The two current editors are Tibor Ficher, whose first novel was shortlisted for the Booker Prize in 1993, and Lawrence Norfolk, the author of two novels. Both editors are under 40 and in going through the biographical notes on contributors one sees that the average age of most of them is the same as the editors, though there are, naturally, some well established including Salman Rushdi and A S Byatt.

According to the editors they received a little over 600 pieces in all. They read the manuscripts over one year and the problem facing them was "finding enough pages that we could bear to print". For them the excitement was that they were the first to read the submitted works. None had read them before. That was the novelty but also the responsibility. They had to read every single line and when the novelty wore off, they had to trudge on. Some of the manuscripts were mediocre, which they thought was more depressing "than the frankly atrocious".

The anthology is 574 pages long but according to the editors it could have been 800. The editors come up with some interesting ideas about writing. Writing, they discovered, was "a sheep and goat business". There were those who could write and those who could not and nothing between.

The brief for New Writing is to give a snap shot of what has been happening in British literature over a one year period. They tried to include different works, from the experimental to mass-market writing. "The former," they claim "is admired in theory and ignored in practice. The latter is read avidly and yet denigrated by critics who are impotent in the face of its appeal to ordinary readers."

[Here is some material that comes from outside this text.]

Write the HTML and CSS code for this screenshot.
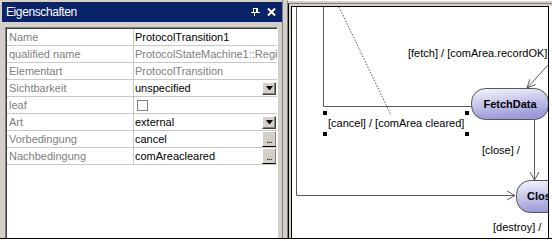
FILE: index.html
```html
<!DOCTYPE html>
<html lang="de">
<head>
    <meta charset="UTF-8">
    <title>Eigenschaften</title>
    <link rel="stylesheet" href="styles.css">
</head>
<body>
    <div class="window">
        <section class="props">
            <header class="props-title">
                <span class="title-text">Eigenschaften</span>
                <span class="title-tools">
                    <svg class="pin" width="9" height="8" viewBox="0 0 9 8">
                        <path d="M2.5 0V4.5M2 0.5H6M5.5 0V4.5M6.5 0V4.5M0 4.5H9M3.5 5V8" stroke="#fff" fill="none"/>
                    </svg>
                    <svg class="close" width="9" height="8" viewBox="0 0 9 8">
                        <path d="M1 0.5L8 7.5M8 0.5L1 7.5" stroke="#fff" stroke-width="2" fill="none"/>
                    </svg>
                </span>
            </header>
            <div class="grid">
                <div class="grid-body">
                    <div class="row"><div class="key">Name</div><div class="val">ProtocolTransition1</div></div>
                    <div class="row"><div class="key">qualified name</div><div class="val readonly">ProtocolStateMachine1::Region1</div></div>
                    <div class="row"><div class="key">Elementart</div><div class="val readonly">ProtocolTransition</div></div>
                    <div class="row"><div class="key">Sichtbarkeit</div><div class="val">unspecified<span class="drop"><i></i></span></div></div>
                    <div class="row"><div class="key">leaf</div><div class="val"><span class="check"></span></div></div>
                    <div class="row"><div class="key">Art</div><div class="val">external<span class="drop"><i></i></span></div></div>
                    <div class="row"><div class="key">Vorbedingung</div><div class="val">cancel<span class="more">...</span></div></div>
                    <div class="row"><div class="key">Nachbedingung</div><div class="val">comAreacleared<span class="more">...</span></div></div>
                </div>
            </div>
        </section>
        <div class="splitter"></div>
        <section class="view">
            <div class="frame">
                <div class="canvas">
                    <svg class="diagram" width="256" height="231" viewBox="292 7 256 231">
                        <defs>
                            <linearGradient id="stateFill" x1="0" y1="0" x2="0.25" y2="1">
                                <stop offset="0" stop-color="#f6f6fd"/>
                                <stop offset="1" stop-color="#9a9ad9"/>
                            </linearGradient>
                        </defs>
                        <g stroke="#5a5a5a" fill="none">
                            <path d="M296.5 7V195.5H515"/>
                            <path d="M507 191L515 195.5L507 200"/>
                            <path d="M323.5 7V106.5H472"/>
                            <path d="M339 7L391 115" stroke-dasharray="1.5 1.5"/>
                            <path d="M549 64L527 88"/>
                            <path d="M535.5 84.5L527 88L529.8 79.4"/>
                            <path d="M534.5 120V180"/>
                            <path d="M530 172L534.5 180L539 172"/>
                        </g>
                        <rect x="471.5" y="88.5" width="77" height="31" rx="14" fill="url(#stateFill)" stroke="#555"/>
                        <text class="state-name" x="510" y="108" text-anchor="middle">FetchData</text>
                        <rect x="516.5" y="180.5" width="72" height="32" rx="14" fill="url(#stateFill)" stroke="#555"/>
                        <text class="state-name" x="527" y="200">Closed</text>
                        <text class="guard" x="408" y="57">[fetch] / [comArea.recordOK]</text>
                        <text class="guard" x="328" y="127">[cancel] / [comArea cleared]</text>
                        <text class="guard" x="482" y="154">[close] /</text>
                        <text class="guard" x="493" y="231">[destroy] /</text>
                        <g fill="#000">
                            <rect x="323" y="111" width="4" height="4"/>
                            <rect x="465" y="111" width="4" height="4"/>
                            <rect x="323" y="132" width="4" height="4"/>
                            <rect x="465" y="132" width="4" height="4"/>
                        </g>
                    </svg>
                </div>
                <div class="edge"></div>
            </div>
        </section>
    </div>
</body>
</html>
```

FILE: styles.css
```css
body {
    margin: 0;
    background-color: #fff;
    font-family: "Liberation Sans", Arial, sans-serif;
    font-size: 11px;
    color: #000;
}

.window {
    display: flex;
    width: 552px;
    height: 238px;
    border-bottom: 1px solid #000;
    background-color: #d4d0c8;
    overflow: hidden;
}

/* property panel */
.props {
    width: 282px;
    box-sizing: border-box;
    padding: 2px 0 0 2px;
    display: flex;
    flex-direction: column;
}

.props-title {
    height: 20px;
    background-color: #0a246a;
    color: #fff;
    display: flex;
    align-items: center;
    justify-content: space-between;
    padding: 0 6px 0 4px;
}

.title-text {
    font-size: 12px;
    letter-spacing: -0.4px;
}

.title-tools {
    display: flex;
    align-items: center;
    gap: 7px;
}

.grid {
    flex: 1;
    margin: 5px 4px 0 3px;
    border-top: 1px solid #808080;
    border-left: 1px solid #808080;
    border-right: 1px solid #fff;
}

.grid-body {
    height: 100%;
    background-color: #fff;
    border-top: 1px solid #404040;
    border-left: 1px solid #404040;
}

.row {
    display: grid;
    grid-template-columns: 127px 1fr;
    height: 17px;
    box-sizing: border-box;
    border-bottom: 1px solid #c8c8c8;
}

.key {
    border-right: 1px solid #c8c8c8;
    padding-left: 2px;
    line-height: 16px;
    color: #808080;
}

.val {
    display: flex;
    align-items: center;
    justify-content: space-between;
    padding-left: 1px;
    white-space: nowrap;
    overflow: hidden;
}

.readonly {
    color: #808080;
}

.drop {
    width: 14px;
    height: 13px;
    box-sizing: border-box;
    margin-right: 1px;
    background-color: #d4d0c8;
    border: 1px solid;
    border-color: #fff #404040 #404040 #fff;
    box-shadow: inset -1px -1px #808080;
    display: flex;
    align-items: center;
    justify-content: center;
}

.drop i {
    width: 1px;
    border-left: 3px solid transparent;
    border-right: 3px solid transparent;
    border-top: 4px solid #000;
}

.more {
    align-self: stretch;
    width: 14px;
    box-sizing: border-box;
    margin-right: 1px;
    background-color: #d4d0c8;
    border: 1px solid;
    border-color: #fff #808080 #000 #fff;
    font-size: 10px;
    line-height: 16px;
    text-align: center;
    letter-spacing: -1px;
}

.check {
    width: 11px;
    height: 11px;
    box-sizing: border-box;
    margin-left: 2px;
    border: 1px solid #808080;
    background-color: #fff;
}

/* splitter and diagram view */
.splitter {
    width: 4px;
    border-left: 1px solid #808080;
}

.view {
    flex: 1;
    display: flex;
    flex-direction: column;
    border-top: 1px solid #fff;
    border-left: 1px solid #808080;
    padding-top: 2px;
}

.frame {
    flex: 1;
    display: flex;
    border-top: 1px solid #808080;
    border-left: 1px solid #000;
    padding: 2px 0 0 2px;
}

.canvas {
    width: 256px;
    background-color: #fff;
    border: 1px solid #000;
    border-bottom: none;
    overflow: hidden;
}

.diagram {
    display: block;
}

.edge {
    flex: 1;
    background-color: #fff;
}

.guard {
    font-family: "Liberation Sans", Arial, sans-serif;
    font-size: 11px;
    fill: #000;
}

.state-name {
    font-family: "Liberation Sans", Arial, sans-serif;
    font-size: 11px;
    font-weight: bold;
    fill: #000;
}
```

This is an interesting point which has similarities with the situation in Egypt. A number of writers have achieved great popularity but are denigrated by critics. But to go back to the eighth edition of New Writing. Going through the contributions one cannot but notice the near absence of non-British writers in English. Previous anthologies had quite a number of works by Commonwealth writers, something missing in this volume. I thought that it was a victory for the English language to have non Britishers write in it. In fact the Booker Prize went last year to an Indian and this year there is an Egyptian novelist short-listed. But there are essays about places other than Britain. There are essays about Algiers and Ulan Bator, Mongolia, which goes to show the breadth of interest of British writers. The most experimental works were the poems. According to the editors: "In poetry the ironic and allusive predominated over the declamatory, and the fabular trumped the straightforward descriptive."

Going through the anthology one gets the general impression that contemporary writers have chosen to seek out new challenges. As the editors put it: "In turn the diversity of what they [the writers] have surveyed and logged speaks well of this country as a cultural entrepot, a place of flux and reflux, differently but intricately connected to both Europe and the United States, historically and more problematically to the Indian subcontinent and Africa. Plenty of grist still passes through the mill called Britain."